## EXERCISE OBJECTIVE
Shown below is a listing with pictures; reproduce exactly, and only, the lines between the ones containing "Rebuild this screenshot" and "string; path: string", inclusive, leaving the pictures out.

## TASK MATERIAL
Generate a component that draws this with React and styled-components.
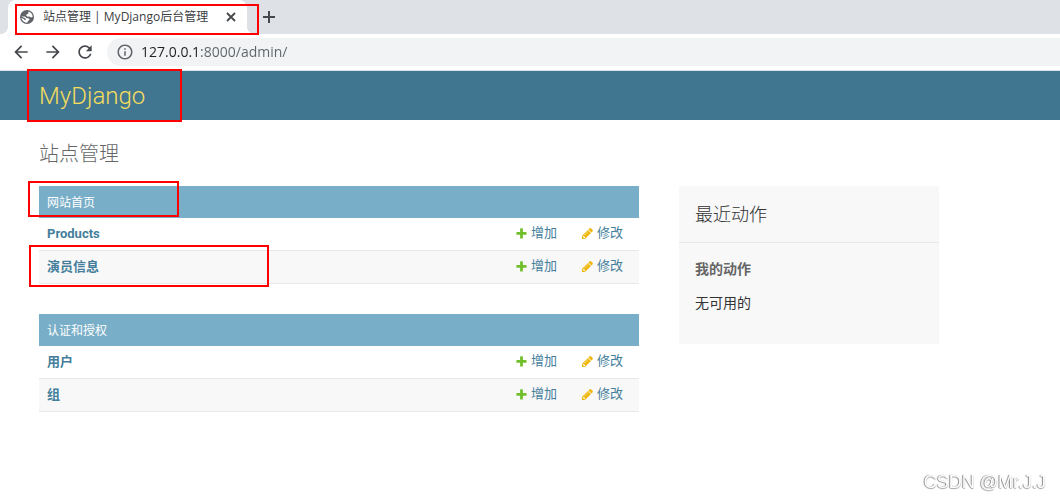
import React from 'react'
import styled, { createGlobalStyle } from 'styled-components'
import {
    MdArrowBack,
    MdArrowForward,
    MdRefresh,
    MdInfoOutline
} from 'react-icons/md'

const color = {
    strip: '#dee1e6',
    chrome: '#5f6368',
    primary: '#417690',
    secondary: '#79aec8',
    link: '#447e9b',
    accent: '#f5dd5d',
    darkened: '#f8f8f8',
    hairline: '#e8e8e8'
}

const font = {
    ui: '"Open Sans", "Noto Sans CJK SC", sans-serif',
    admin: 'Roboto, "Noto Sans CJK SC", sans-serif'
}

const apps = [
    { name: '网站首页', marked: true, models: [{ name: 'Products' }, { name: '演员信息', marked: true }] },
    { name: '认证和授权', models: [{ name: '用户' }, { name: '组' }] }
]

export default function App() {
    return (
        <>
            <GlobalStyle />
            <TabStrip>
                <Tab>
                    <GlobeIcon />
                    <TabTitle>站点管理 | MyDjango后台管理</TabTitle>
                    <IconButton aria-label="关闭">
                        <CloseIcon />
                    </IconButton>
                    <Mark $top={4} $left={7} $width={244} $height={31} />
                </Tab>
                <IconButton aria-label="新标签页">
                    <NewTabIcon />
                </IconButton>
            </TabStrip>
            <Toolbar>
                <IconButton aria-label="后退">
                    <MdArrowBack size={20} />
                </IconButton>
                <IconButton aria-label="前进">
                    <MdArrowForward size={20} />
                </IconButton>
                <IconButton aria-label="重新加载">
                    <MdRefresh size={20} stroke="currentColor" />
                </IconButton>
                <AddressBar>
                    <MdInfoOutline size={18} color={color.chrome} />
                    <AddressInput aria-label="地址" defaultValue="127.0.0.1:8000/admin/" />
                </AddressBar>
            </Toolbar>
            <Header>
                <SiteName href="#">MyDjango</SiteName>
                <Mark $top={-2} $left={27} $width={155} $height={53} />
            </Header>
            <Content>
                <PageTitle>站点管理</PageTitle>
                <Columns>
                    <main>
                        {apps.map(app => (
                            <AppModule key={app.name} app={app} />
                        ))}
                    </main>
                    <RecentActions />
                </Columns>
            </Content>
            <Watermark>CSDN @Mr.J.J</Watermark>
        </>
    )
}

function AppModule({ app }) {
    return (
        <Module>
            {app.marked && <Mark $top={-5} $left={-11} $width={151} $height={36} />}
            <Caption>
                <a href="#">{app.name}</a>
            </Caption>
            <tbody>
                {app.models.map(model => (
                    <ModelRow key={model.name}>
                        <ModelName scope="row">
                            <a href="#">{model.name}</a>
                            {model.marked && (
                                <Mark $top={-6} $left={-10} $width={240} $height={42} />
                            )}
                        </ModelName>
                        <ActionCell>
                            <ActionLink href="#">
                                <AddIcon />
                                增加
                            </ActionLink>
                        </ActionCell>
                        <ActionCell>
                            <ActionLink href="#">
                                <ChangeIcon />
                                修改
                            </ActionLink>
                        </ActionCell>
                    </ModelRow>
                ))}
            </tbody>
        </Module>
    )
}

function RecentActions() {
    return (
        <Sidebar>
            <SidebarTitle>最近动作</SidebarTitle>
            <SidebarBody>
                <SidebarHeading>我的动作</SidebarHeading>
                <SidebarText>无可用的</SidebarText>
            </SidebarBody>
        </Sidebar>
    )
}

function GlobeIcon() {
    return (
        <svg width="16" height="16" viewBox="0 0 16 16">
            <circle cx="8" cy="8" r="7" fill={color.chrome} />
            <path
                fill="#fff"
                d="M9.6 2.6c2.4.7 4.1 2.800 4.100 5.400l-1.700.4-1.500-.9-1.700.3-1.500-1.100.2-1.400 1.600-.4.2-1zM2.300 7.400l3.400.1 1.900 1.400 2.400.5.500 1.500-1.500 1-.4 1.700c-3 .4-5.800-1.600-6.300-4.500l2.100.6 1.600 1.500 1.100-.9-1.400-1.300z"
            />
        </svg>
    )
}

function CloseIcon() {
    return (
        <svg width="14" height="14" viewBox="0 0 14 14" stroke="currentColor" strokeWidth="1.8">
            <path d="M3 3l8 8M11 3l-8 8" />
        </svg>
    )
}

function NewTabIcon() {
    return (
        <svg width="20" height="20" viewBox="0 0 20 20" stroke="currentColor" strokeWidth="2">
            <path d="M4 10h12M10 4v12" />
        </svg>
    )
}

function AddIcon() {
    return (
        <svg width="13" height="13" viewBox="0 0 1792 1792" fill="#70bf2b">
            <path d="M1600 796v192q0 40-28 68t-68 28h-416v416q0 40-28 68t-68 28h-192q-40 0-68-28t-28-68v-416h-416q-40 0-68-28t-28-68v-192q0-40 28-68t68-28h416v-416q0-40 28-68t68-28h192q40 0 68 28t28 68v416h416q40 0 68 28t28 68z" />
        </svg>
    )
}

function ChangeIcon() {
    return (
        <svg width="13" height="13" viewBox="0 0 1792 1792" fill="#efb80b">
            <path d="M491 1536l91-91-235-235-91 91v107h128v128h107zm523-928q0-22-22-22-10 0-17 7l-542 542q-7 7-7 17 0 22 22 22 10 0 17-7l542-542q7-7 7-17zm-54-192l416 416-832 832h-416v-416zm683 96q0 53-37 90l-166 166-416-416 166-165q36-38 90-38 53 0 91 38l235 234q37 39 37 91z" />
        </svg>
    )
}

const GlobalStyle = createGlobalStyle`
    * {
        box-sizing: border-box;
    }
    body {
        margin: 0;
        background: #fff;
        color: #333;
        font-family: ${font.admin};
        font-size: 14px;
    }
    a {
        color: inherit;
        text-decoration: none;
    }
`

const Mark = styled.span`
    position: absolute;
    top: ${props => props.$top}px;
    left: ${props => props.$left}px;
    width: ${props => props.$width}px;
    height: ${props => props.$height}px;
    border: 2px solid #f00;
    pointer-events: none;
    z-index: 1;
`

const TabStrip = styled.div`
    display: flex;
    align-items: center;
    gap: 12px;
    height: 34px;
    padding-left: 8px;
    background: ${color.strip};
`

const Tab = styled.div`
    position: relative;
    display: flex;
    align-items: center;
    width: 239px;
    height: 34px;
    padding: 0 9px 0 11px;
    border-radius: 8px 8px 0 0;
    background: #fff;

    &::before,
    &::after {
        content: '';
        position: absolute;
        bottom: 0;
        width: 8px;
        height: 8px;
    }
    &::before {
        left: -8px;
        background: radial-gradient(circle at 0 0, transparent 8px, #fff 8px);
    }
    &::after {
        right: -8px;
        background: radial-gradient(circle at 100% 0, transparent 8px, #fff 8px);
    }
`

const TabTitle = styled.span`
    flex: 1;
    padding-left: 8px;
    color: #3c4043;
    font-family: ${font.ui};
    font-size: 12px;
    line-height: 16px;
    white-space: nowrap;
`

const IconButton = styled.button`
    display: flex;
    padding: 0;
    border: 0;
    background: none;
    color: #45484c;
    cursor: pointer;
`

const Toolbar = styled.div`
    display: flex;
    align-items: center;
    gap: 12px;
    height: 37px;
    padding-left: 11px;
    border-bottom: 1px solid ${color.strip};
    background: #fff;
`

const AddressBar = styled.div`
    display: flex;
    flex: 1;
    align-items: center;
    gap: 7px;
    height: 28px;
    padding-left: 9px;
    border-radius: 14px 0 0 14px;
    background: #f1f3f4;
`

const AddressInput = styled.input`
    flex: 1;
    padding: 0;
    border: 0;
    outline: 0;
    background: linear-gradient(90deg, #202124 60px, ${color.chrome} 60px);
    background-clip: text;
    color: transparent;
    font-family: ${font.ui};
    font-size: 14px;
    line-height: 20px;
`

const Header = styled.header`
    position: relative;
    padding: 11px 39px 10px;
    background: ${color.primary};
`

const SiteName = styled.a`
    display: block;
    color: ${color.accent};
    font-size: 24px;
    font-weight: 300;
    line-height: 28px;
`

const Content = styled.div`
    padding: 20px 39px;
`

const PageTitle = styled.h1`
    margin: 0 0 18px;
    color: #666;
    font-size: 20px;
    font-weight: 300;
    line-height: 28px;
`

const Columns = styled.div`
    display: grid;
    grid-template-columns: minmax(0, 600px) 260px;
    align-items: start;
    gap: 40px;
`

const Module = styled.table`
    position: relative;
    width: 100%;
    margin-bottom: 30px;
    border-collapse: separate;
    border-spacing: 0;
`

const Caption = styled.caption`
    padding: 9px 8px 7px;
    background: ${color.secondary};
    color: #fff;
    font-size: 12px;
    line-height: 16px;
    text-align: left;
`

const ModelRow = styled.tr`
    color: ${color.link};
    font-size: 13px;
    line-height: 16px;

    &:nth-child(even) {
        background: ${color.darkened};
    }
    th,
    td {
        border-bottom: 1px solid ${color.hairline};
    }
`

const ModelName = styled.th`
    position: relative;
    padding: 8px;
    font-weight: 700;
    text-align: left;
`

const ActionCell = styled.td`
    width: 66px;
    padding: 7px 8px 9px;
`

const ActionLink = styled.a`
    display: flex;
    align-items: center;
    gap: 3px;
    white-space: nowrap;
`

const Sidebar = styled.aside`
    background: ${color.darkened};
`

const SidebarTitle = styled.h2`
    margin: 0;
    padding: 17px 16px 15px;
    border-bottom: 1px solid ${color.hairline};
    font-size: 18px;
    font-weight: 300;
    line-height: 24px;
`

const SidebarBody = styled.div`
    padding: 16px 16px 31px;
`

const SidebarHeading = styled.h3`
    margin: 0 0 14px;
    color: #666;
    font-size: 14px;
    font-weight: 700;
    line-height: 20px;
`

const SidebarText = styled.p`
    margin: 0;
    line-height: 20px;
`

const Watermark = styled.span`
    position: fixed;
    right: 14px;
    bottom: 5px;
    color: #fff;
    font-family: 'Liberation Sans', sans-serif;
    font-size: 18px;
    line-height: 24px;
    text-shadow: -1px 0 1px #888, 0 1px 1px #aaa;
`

...

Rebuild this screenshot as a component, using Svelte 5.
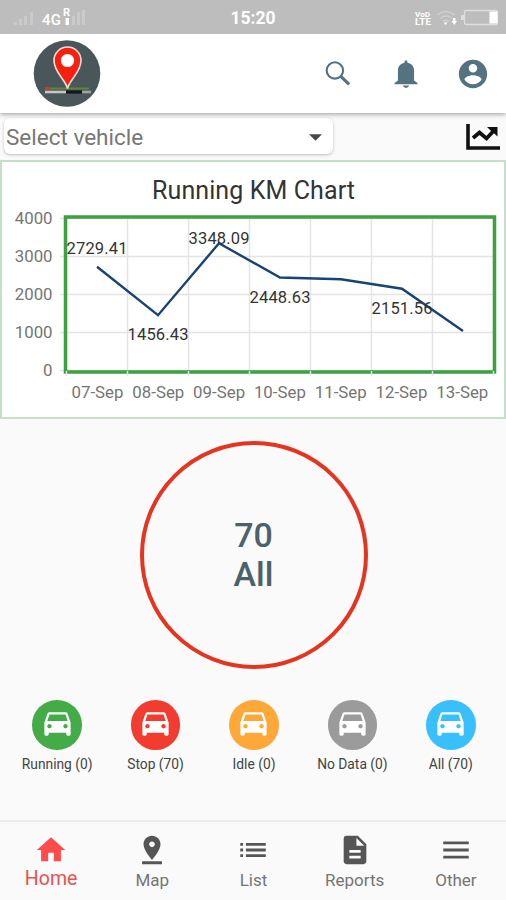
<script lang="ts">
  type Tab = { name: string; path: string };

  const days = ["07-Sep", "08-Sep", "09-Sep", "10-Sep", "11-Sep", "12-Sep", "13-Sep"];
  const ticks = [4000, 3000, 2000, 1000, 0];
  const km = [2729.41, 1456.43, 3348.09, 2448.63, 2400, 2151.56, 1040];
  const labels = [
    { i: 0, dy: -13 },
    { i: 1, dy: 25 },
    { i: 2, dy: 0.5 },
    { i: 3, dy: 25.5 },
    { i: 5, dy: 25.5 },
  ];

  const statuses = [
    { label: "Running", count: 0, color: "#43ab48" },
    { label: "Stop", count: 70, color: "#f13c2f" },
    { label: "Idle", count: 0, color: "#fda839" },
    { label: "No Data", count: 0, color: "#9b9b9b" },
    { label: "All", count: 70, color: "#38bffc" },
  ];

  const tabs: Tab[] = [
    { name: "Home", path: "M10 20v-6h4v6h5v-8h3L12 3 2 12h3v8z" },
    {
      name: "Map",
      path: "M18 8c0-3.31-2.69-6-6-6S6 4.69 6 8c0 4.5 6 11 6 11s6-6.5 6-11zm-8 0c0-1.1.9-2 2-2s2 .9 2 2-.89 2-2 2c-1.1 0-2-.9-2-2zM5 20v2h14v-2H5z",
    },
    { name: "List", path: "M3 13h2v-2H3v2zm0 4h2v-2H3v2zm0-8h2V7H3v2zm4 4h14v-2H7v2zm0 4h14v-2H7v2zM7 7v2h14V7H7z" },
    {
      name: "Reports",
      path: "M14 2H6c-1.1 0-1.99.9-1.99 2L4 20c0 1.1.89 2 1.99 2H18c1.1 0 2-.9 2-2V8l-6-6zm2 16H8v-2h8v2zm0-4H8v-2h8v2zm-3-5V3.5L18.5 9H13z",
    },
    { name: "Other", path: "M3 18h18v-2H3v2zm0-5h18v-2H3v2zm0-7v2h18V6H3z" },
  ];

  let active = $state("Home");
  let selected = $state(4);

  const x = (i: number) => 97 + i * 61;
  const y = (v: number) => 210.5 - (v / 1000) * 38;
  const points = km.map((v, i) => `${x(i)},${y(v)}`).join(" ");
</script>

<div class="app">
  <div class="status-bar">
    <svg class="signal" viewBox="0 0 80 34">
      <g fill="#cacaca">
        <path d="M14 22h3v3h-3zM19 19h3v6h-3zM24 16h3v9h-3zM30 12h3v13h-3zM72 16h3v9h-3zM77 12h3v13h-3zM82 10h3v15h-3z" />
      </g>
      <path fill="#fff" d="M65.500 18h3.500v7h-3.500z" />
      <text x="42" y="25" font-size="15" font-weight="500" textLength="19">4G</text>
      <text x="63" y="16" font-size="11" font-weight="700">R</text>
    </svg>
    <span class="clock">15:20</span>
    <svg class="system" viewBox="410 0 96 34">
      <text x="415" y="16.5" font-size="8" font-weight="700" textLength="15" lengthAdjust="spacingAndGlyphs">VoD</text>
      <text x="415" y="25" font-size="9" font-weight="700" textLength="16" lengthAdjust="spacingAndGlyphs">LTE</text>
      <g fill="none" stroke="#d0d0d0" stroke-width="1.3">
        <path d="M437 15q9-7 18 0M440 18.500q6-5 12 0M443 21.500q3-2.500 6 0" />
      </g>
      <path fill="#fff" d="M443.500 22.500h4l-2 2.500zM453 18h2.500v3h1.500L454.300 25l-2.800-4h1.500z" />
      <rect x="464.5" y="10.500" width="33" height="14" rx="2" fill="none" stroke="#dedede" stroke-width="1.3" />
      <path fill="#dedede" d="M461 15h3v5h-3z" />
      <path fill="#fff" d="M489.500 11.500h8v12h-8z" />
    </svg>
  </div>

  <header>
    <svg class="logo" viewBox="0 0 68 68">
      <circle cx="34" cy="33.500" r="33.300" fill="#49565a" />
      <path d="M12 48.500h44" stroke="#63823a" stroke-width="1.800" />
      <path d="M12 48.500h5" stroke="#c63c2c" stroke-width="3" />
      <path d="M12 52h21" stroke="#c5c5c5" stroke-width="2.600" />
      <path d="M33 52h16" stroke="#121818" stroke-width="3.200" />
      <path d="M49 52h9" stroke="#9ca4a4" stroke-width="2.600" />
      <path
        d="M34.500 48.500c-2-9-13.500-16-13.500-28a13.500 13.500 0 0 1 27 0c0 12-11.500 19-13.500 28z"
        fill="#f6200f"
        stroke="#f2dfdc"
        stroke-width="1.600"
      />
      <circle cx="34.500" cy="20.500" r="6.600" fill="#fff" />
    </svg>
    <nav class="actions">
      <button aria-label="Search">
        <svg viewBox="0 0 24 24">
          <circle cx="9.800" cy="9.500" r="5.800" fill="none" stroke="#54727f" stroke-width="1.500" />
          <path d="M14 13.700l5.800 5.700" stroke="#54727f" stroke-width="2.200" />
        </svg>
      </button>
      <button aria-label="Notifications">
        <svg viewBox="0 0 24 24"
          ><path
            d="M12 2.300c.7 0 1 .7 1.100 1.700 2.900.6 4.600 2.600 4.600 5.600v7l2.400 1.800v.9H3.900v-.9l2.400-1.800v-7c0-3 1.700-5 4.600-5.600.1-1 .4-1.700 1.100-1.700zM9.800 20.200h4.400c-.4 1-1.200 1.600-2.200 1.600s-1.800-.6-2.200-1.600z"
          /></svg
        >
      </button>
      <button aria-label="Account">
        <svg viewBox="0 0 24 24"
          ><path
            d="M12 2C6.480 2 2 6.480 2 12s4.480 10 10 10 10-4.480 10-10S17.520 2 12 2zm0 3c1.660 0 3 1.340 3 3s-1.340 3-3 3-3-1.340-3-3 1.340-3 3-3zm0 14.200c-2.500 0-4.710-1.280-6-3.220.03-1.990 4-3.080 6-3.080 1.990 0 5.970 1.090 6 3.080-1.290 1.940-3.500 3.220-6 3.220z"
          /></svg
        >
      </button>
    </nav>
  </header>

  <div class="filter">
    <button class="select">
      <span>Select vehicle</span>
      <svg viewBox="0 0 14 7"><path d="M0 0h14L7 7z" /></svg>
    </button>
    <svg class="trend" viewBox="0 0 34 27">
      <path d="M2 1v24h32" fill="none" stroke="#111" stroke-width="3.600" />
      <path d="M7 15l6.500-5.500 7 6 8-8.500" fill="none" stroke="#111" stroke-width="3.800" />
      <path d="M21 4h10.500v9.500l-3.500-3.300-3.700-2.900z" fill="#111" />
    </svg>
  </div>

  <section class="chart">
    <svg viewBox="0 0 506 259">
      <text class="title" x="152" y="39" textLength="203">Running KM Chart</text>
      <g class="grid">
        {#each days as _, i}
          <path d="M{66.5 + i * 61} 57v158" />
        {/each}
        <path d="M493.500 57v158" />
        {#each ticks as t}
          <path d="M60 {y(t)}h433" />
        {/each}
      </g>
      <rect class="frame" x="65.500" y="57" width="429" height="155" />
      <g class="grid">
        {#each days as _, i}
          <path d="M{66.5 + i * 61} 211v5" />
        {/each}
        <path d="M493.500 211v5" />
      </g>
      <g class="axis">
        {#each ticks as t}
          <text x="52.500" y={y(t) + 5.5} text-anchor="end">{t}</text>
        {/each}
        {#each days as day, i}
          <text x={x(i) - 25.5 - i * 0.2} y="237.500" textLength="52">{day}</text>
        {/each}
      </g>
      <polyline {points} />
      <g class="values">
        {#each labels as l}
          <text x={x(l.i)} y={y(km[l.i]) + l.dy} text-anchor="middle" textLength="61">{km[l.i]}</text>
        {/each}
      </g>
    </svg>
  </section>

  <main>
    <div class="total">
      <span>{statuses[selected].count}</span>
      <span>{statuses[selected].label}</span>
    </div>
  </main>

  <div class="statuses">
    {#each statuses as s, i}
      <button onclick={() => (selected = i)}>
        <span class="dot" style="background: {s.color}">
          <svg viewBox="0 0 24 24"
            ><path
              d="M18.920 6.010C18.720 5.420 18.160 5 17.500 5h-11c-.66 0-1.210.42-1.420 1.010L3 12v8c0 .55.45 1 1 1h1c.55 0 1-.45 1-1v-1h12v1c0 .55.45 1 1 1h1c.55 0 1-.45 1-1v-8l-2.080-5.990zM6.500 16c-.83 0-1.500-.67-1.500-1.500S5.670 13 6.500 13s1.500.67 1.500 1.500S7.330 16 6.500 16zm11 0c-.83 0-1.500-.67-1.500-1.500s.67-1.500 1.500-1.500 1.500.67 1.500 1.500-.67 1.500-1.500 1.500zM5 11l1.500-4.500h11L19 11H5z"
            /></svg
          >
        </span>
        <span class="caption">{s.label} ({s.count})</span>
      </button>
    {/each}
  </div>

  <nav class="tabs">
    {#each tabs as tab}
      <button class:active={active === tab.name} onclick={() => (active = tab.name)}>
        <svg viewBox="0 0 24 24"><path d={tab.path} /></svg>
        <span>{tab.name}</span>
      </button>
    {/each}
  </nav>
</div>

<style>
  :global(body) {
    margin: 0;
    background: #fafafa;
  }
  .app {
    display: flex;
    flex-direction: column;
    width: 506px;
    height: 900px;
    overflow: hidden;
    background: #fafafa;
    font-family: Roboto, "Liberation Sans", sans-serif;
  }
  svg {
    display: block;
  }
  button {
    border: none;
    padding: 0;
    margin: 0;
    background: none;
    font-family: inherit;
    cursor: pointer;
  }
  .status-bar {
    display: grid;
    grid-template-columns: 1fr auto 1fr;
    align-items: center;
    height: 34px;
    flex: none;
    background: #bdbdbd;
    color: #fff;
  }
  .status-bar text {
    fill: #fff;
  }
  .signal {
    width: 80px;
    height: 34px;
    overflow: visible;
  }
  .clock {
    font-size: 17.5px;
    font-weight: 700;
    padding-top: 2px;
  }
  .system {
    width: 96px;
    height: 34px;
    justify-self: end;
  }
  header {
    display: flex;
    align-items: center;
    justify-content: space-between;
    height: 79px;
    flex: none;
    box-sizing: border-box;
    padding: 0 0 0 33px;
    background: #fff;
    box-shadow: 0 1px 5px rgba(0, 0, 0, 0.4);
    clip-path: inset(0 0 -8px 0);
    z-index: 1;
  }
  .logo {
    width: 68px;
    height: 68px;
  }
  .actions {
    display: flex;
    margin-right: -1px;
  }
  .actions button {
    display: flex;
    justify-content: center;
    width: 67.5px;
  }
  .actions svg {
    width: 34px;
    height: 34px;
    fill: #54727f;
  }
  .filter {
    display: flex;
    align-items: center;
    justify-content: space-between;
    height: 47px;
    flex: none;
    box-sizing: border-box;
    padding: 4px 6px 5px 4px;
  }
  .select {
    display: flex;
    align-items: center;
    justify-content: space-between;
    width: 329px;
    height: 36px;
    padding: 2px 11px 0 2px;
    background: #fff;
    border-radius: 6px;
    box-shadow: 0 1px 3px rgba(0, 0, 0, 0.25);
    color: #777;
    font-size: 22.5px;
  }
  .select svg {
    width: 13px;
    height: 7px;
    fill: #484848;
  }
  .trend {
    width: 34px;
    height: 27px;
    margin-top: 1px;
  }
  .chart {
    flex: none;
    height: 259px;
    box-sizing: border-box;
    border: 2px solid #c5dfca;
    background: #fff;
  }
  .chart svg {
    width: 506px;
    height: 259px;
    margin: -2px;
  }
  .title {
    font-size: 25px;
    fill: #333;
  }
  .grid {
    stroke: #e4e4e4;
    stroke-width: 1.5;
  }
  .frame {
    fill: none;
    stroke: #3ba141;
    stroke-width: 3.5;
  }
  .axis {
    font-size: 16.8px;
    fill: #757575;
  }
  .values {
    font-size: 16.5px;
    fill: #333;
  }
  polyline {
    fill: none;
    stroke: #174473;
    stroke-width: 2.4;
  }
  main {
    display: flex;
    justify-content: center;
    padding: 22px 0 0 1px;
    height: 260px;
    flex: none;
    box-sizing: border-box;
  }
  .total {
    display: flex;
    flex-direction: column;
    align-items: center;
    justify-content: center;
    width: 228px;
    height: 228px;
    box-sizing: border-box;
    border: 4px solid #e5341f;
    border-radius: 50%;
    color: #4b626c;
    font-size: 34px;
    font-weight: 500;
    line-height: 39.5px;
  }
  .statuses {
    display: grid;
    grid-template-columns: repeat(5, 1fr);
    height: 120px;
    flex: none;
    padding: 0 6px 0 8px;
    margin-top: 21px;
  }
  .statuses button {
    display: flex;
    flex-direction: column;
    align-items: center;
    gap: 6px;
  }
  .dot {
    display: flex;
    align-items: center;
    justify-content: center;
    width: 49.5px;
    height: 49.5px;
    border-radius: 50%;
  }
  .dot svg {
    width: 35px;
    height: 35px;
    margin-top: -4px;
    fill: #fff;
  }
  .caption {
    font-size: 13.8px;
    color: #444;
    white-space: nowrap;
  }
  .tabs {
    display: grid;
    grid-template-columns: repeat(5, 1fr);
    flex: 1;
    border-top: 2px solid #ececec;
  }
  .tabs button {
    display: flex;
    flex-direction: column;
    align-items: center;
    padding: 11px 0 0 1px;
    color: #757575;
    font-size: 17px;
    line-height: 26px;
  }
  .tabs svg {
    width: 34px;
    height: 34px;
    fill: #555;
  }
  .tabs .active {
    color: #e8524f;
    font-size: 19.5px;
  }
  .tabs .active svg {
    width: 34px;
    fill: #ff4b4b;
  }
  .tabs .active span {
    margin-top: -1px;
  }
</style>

## WRITTEN ANSWER
Rebuild this screenshot as a component, using Svelte 5.
<script lang="ts">
  type Tab = { name: string; path: string };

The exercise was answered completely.